The condition of the Altdorfer on purchase is reported and illustrated with many photographs in the Bulletin. The condition of the Samson on purchase is neither illustrated nor recorded. With the Altdorfer, a short art historical note, by the curator Alastair Smith and a longer account of the restoration itself by Martin Wyld, the Gallery’s Senior Restorer were given. With the Samson and Delilah, there is nothing at all from the curator (Christopher Brown), and the restorer (David Bomford) contributes only a brief “Note on the Condition and Treatment”. The lion’s share of the account was given to the then head of science, Joyce Plesters. Despite its length, no photographs – other than an x-ray - of the picture before restoration are included. The photograph count was bumped up with images of other pictures - a Van Dyck; a Memlinc, twice; another National Gallery Rubens, twice; and, five pictures of three Rubens sketches. Plesters refers to an infra-red photograph of the Samson and Delilah which shows that no under-drawing exists, but reproduces an infra-red photograph of another painting.
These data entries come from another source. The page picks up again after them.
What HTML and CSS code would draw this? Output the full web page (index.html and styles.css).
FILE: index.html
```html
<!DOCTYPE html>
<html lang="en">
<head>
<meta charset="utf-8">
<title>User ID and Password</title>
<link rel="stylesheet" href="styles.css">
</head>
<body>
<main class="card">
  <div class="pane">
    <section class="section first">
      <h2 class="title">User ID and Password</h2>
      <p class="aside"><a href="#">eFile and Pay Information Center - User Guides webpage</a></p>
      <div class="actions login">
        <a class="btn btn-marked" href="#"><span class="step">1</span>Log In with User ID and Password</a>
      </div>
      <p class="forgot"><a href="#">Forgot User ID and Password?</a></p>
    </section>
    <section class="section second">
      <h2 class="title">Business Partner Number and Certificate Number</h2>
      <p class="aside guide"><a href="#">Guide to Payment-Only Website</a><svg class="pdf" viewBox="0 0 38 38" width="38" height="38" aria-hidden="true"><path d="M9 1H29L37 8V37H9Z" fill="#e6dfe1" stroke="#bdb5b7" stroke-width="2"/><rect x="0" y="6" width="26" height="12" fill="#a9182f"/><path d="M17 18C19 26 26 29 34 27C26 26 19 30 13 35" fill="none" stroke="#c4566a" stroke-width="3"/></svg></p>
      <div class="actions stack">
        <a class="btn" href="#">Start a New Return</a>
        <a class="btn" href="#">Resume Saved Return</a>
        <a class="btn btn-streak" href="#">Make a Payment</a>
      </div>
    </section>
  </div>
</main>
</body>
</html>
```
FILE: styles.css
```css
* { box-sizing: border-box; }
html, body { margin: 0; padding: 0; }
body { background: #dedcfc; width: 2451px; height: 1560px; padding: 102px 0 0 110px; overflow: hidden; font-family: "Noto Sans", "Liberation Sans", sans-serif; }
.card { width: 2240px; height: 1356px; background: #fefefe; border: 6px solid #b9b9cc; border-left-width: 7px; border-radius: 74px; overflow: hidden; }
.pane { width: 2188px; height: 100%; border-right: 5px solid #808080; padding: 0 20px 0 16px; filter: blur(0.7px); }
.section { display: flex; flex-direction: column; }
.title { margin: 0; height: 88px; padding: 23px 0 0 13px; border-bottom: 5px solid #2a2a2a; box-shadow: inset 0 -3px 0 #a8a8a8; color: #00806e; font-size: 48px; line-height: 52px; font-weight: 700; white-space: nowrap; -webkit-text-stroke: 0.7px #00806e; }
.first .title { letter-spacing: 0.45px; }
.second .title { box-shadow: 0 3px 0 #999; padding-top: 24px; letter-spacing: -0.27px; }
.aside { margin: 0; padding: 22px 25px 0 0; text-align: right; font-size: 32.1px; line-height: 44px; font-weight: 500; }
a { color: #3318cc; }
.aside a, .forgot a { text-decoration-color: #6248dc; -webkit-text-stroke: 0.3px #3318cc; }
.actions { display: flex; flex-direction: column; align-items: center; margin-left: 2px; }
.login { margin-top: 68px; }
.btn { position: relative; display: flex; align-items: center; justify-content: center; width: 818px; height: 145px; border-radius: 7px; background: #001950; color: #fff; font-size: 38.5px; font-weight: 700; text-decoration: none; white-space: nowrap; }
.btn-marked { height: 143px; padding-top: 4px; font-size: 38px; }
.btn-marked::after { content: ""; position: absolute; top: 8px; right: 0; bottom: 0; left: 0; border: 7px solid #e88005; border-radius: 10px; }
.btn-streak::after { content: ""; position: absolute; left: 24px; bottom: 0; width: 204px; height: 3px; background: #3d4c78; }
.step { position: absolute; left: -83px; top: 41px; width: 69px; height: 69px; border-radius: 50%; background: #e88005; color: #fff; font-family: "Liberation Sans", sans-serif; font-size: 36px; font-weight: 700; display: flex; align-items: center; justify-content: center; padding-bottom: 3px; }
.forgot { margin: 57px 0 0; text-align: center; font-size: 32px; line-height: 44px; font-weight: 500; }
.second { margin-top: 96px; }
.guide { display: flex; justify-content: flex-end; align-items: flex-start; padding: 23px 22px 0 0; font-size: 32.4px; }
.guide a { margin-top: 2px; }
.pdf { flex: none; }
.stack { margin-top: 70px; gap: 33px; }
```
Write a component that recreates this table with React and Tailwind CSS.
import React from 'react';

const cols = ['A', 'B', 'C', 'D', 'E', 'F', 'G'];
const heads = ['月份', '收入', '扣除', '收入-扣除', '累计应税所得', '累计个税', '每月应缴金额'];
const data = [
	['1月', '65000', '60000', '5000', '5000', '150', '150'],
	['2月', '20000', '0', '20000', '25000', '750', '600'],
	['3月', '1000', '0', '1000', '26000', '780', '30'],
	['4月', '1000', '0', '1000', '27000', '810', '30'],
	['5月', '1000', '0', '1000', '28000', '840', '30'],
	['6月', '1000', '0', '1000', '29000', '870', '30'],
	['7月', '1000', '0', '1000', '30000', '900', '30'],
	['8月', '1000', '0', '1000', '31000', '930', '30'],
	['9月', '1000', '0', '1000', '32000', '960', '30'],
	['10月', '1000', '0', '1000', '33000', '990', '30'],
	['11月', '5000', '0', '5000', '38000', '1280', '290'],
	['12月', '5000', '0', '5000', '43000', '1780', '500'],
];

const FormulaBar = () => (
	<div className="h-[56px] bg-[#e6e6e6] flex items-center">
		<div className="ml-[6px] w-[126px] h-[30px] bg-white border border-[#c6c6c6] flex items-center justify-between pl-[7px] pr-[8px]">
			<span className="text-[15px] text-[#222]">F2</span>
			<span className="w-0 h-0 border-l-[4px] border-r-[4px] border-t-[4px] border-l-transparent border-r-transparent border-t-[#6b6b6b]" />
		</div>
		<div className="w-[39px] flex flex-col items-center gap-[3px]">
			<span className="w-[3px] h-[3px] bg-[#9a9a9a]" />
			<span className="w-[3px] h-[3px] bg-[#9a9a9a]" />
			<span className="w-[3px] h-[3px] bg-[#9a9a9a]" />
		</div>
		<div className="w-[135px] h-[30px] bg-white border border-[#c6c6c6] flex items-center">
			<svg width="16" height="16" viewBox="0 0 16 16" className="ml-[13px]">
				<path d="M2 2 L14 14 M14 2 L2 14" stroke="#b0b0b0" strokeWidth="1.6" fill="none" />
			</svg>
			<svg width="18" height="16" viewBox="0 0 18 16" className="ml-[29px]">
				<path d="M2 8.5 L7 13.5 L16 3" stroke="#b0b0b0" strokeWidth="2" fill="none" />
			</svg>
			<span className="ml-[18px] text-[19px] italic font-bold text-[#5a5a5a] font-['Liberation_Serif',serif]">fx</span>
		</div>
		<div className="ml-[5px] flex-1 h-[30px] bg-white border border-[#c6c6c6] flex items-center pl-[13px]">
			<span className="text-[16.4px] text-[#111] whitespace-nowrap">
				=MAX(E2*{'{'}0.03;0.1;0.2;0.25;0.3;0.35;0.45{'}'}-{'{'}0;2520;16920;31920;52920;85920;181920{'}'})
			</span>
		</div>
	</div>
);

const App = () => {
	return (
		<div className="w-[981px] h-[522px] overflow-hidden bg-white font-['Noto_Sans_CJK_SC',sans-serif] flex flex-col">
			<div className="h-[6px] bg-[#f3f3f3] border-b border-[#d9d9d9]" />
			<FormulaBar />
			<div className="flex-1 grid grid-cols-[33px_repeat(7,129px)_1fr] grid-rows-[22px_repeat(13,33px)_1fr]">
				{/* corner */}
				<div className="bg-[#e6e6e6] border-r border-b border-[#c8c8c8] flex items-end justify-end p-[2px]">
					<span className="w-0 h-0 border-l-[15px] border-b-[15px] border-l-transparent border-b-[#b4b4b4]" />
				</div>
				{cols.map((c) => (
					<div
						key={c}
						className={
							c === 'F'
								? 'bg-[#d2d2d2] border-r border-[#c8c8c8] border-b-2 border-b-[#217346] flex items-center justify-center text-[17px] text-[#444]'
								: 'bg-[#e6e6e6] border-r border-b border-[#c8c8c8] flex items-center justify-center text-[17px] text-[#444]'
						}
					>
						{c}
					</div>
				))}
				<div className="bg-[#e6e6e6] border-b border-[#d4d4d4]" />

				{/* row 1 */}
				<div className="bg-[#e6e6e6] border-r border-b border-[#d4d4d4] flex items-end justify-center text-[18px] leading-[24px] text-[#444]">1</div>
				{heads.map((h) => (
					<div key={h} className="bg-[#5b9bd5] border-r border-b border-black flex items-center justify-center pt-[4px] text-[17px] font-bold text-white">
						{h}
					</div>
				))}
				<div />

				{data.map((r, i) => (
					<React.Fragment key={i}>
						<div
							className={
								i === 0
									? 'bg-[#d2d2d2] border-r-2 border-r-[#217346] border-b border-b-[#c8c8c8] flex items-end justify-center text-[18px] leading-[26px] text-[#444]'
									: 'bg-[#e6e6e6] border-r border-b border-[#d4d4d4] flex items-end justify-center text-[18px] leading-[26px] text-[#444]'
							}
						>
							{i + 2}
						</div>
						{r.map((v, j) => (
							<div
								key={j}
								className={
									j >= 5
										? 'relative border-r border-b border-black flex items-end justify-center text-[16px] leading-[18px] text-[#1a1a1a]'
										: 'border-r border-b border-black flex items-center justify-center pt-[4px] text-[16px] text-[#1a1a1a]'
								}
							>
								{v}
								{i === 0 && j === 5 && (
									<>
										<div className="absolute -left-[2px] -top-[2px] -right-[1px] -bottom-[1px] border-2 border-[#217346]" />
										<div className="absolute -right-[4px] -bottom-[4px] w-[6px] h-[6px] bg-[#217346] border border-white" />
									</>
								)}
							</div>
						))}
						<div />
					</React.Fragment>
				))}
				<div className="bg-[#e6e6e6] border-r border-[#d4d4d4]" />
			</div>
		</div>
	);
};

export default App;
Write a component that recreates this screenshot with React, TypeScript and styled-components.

The Altdorfer report includes: a black and white photograph of the picture, out of its frame, “on acquisition” in 1980; a black and white photograph of the picture, out of its frame, before cleaning; a large black and white x-ray photograph taken before the restoration and before the removal of the cradle; a detailed x-ray photograph taken before the restoration; an infra-red photograph of the whole picture, out of its frame, before the restoration (and therefore identifying earlier retouching); two detailed infra-red photographs; a colour photograph of the picture out of its frame after cleaning and restoration; four photographs of the picture’s back - two of the whole and one of a detail before restoration, two of the whole back and one of a detail after restoration; and, a close-up photograph of the picture’s bottom right-hand corner showing the distance at which the painted area stopped from the panel’s edges. (The equivalent photograph on the Samson would have given crucial testimony that the cropping of his toes was not a result of the panel having been cut along it right hand edge.)